— Data lines —
===============

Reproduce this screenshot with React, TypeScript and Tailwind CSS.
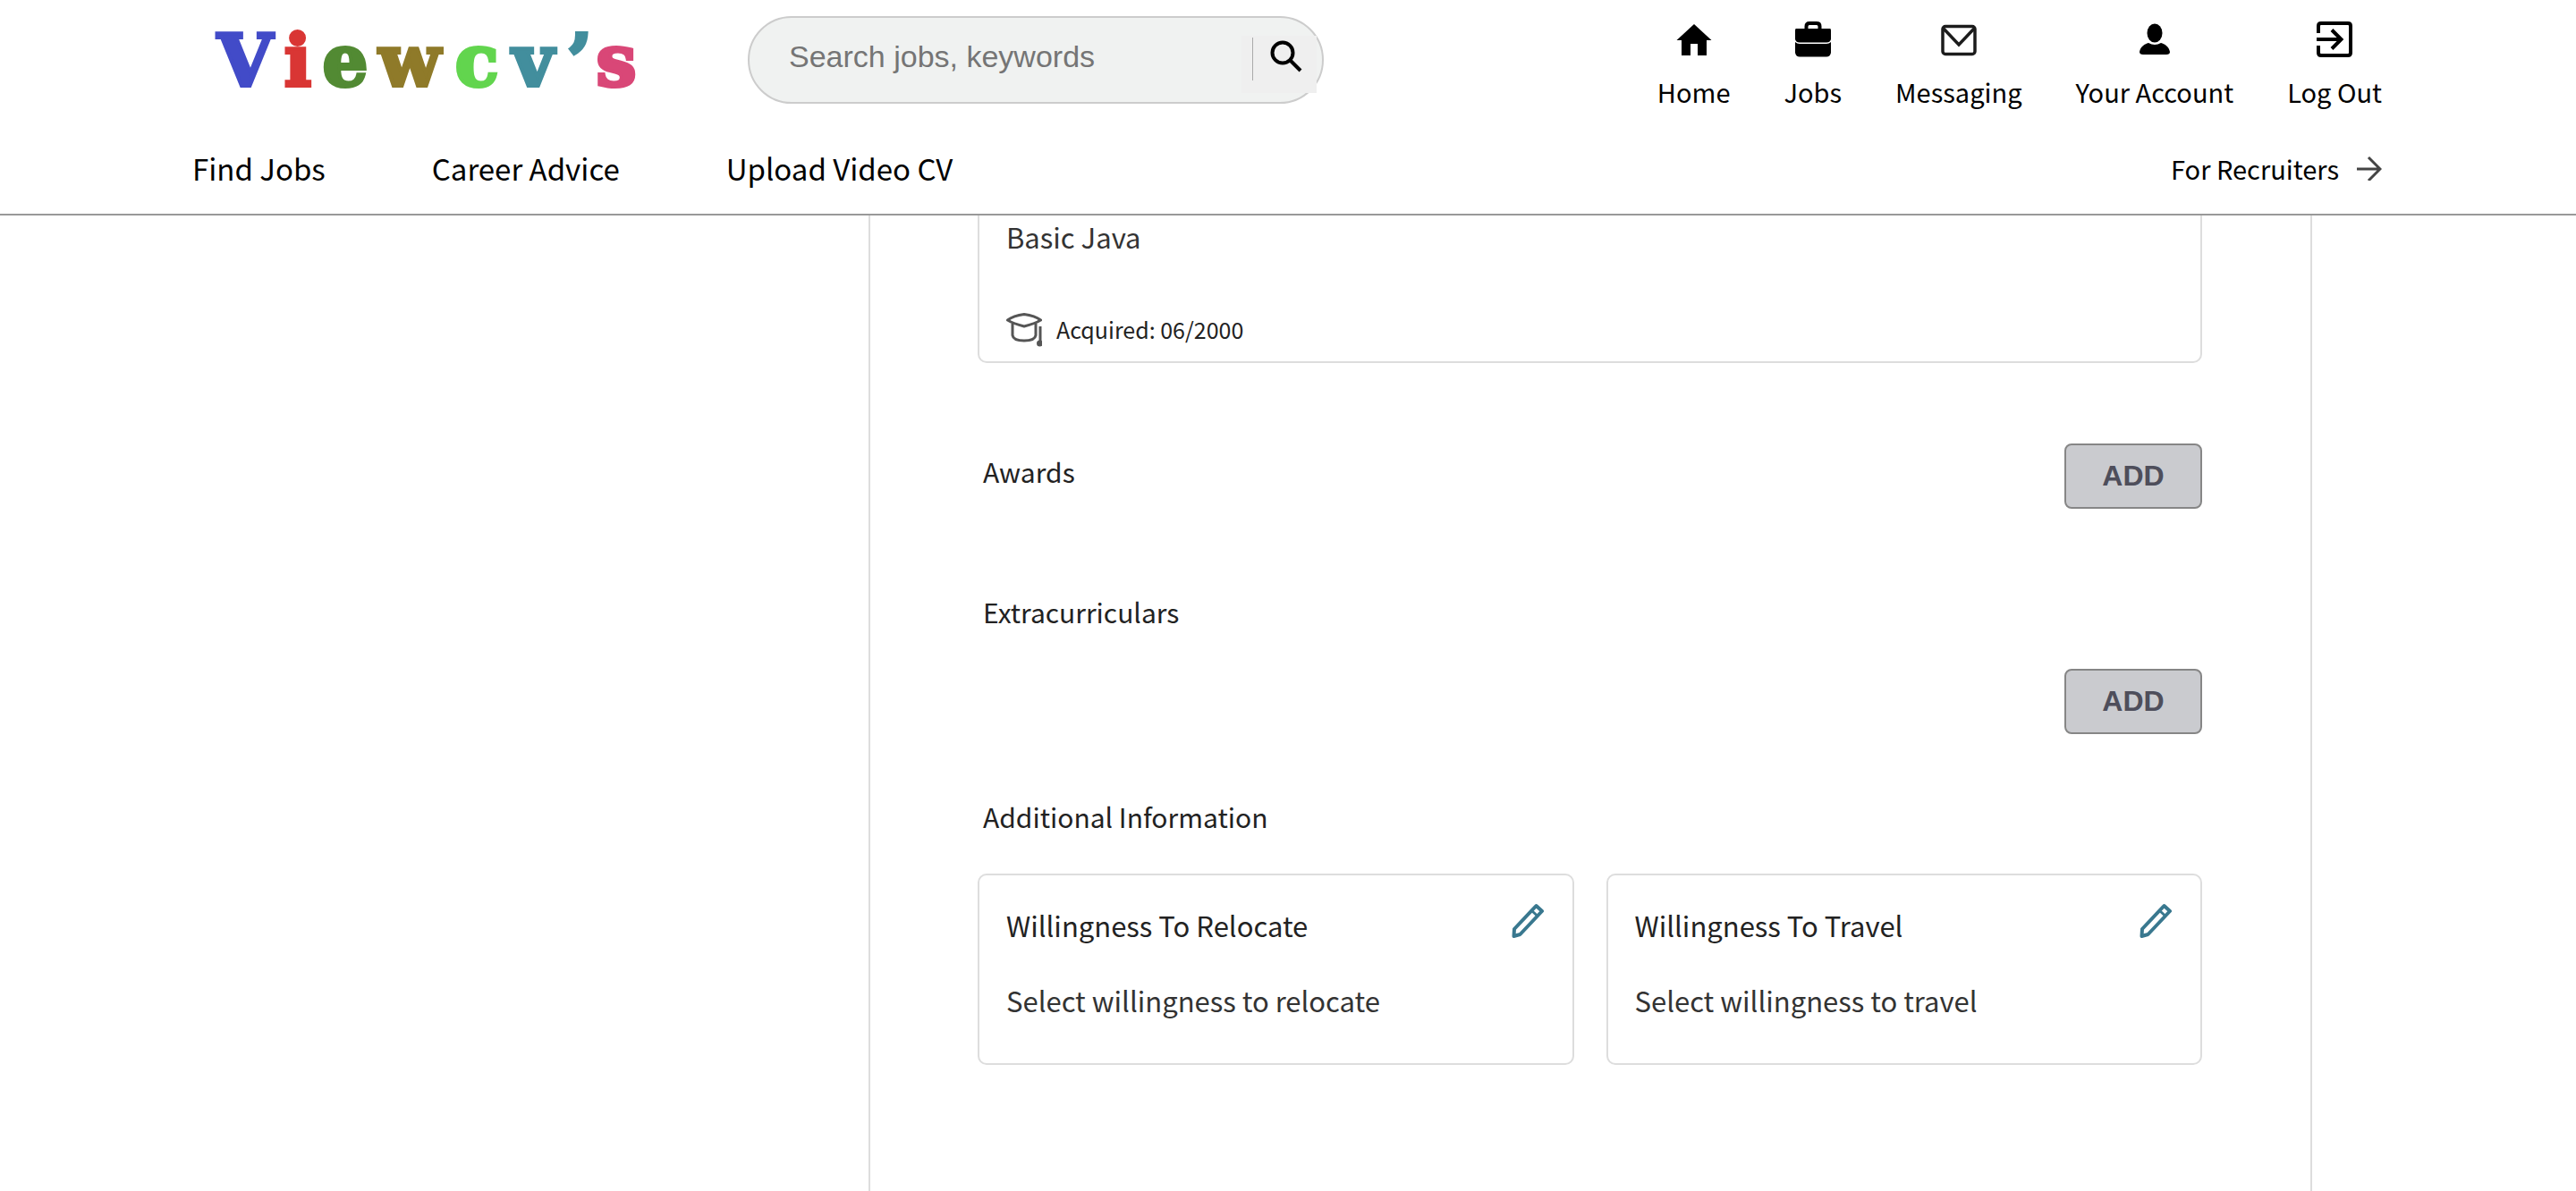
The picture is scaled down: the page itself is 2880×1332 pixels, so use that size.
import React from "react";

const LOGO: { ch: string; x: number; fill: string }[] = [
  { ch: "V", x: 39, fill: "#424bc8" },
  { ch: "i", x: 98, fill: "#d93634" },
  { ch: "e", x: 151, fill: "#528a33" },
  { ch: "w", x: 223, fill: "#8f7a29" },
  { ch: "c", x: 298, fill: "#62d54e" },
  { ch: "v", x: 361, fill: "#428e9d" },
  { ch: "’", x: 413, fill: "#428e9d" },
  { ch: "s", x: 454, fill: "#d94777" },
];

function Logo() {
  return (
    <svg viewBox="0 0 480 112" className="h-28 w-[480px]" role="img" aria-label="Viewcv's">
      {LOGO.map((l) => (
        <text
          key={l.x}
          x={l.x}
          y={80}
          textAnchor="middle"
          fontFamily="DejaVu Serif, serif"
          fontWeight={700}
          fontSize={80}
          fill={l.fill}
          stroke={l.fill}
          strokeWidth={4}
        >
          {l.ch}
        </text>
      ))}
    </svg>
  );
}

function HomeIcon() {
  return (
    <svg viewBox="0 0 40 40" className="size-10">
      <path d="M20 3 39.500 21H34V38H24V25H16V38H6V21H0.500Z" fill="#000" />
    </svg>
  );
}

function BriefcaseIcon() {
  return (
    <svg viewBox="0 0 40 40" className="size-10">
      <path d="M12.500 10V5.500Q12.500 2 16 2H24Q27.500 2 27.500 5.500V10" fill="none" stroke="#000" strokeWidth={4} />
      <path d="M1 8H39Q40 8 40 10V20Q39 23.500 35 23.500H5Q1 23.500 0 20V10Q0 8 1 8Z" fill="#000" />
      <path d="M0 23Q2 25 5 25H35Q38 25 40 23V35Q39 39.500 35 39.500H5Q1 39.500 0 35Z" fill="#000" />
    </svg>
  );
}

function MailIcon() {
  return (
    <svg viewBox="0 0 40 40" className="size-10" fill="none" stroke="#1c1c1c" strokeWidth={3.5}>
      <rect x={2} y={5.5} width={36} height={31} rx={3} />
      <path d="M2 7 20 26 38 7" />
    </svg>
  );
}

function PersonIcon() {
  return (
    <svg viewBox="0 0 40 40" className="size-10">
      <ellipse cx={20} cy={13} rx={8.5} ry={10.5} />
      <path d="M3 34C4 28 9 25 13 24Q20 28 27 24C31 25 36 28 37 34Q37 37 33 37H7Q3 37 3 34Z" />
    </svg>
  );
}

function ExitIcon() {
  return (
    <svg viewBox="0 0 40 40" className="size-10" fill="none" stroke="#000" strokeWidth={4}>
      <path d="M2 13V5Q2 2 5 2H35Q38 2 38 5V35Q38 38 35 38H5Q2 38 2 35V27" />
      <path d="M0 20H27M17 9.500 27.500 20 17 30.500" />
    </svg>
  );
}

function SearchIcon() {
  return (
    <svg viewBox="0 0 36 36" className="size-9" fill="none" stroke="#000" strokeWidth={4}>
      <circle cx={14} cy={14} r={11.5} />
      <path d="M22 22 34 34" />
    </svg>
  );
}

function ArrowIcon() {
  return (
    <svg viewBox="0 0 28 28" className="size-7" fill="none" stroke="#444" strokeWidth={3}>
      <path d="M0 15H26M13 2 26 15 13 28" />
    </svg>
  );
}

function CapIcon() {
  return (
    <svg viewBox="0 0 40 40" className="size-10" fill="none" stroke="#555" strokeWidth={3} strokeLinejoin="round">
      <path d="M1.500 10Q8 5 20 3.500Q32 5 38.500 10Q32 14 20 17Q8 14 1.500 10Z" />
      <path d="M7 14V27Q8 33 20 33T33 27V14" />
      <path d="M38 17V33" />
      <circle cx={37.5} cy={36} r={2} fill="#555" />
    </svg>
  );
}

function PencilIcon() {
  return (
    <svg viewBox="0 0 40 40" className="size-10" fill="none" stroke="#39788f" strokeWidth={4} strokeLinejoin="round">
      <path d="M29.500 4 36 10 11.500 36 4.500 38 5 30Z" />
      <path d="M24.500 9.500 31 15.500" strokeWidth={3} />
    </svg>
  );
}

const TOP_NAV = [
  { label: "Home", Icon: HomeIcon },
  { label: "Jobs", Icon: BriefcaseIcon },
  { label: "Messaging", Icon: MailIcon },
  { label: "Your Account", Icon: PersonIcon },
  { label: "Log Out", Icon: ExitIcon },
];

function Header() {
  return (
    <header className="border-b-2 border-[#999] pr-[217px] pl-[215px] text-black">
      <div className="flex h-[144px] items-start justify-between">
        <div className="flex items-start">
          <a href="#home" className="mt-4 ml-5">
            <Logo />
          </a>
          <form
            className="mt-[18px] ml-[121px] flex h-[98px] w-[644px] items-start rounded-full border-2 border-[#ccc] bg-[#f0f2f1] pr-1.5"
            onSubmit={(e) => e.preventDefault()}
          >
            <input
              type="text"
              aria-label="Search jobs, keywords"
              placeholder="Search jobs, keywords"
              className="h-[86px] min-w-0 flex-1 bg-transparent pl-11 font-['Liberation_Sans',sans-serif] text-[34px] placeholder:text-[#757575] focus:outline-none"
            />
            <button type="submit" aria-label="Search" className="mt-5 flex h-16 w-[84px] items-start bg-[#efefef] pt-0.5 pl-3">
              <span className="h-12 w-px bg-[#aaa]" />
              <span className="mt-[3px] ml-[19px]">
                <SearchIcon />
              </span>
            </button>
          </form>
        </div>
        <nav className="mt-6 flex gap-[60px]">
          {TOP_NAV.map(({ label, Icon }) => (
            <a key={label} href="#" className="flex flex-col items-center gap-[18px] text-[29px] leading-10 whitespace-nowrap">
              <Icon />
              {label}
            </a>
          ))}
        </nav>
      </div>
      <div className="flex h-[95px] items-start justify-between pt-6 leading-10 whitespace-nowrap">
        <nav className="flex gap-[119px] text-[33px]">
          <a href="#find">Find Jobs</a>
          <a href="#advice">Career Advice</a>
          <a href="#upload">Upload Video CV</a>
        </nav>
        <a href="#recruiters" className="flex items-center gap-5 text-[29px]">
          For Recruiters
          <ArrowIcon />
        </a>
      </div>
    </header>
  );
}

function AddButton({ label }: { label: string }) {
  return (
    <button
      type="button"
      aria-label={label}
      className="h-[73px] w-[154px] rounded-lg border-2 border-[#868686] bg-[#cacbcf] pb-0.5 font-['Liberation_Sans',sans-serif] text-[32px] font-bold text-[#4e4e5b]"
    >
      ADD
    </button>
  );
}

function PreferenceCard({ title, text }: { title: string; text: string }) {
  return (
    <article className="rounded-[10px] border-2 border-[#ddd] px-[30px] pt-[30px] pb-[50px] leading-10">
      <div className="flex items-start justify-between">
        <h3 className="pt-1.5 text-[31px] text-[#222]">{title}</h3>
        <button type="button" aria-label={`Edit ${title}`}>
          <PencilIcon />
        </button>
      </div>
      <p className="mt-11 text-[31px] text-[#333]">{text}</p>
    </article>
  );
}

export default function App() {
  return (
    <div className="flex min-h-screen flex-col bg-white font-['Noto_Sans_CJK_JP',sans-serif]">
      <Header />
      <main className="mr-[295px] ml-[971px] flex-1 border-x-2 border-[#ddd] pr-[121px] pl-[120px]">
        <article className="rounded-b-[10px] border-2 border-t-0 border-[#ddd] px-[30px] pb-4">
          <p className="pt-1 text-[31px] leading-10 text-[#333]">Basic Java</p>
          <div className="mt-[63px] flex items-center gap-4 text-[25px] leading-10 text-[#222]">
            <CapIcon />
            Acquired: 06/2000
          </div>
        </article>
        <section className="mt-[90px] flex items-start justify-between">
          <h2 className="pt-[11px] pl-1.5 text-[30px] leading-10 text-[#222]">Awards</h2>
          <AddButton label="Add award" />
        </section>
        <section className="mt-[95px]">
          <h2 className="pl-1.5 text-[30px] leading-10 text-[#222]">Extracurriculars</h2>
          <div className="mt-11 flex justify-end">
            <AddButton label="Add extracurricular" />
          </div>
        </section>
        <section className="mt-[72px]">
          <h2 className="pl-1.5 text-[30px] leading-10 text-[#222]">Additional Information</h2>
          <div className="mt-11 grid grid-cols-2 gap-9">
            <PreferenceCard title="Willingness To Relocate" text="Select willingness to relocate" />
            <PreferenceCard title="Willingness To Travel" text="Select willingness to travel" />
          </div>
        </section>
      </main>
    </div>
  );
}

===============

— What to work on —
Return only the lines running from the top of the data to the line that holds "import React from". Include both of those lines, but skip the pictures.

— Response below —
Reproduce this screenshot with React, TypeScript and Tailwind CSS.
The picture is scaled down: the page itself is 2880×1332 pixels, so use that size.
import React from "react";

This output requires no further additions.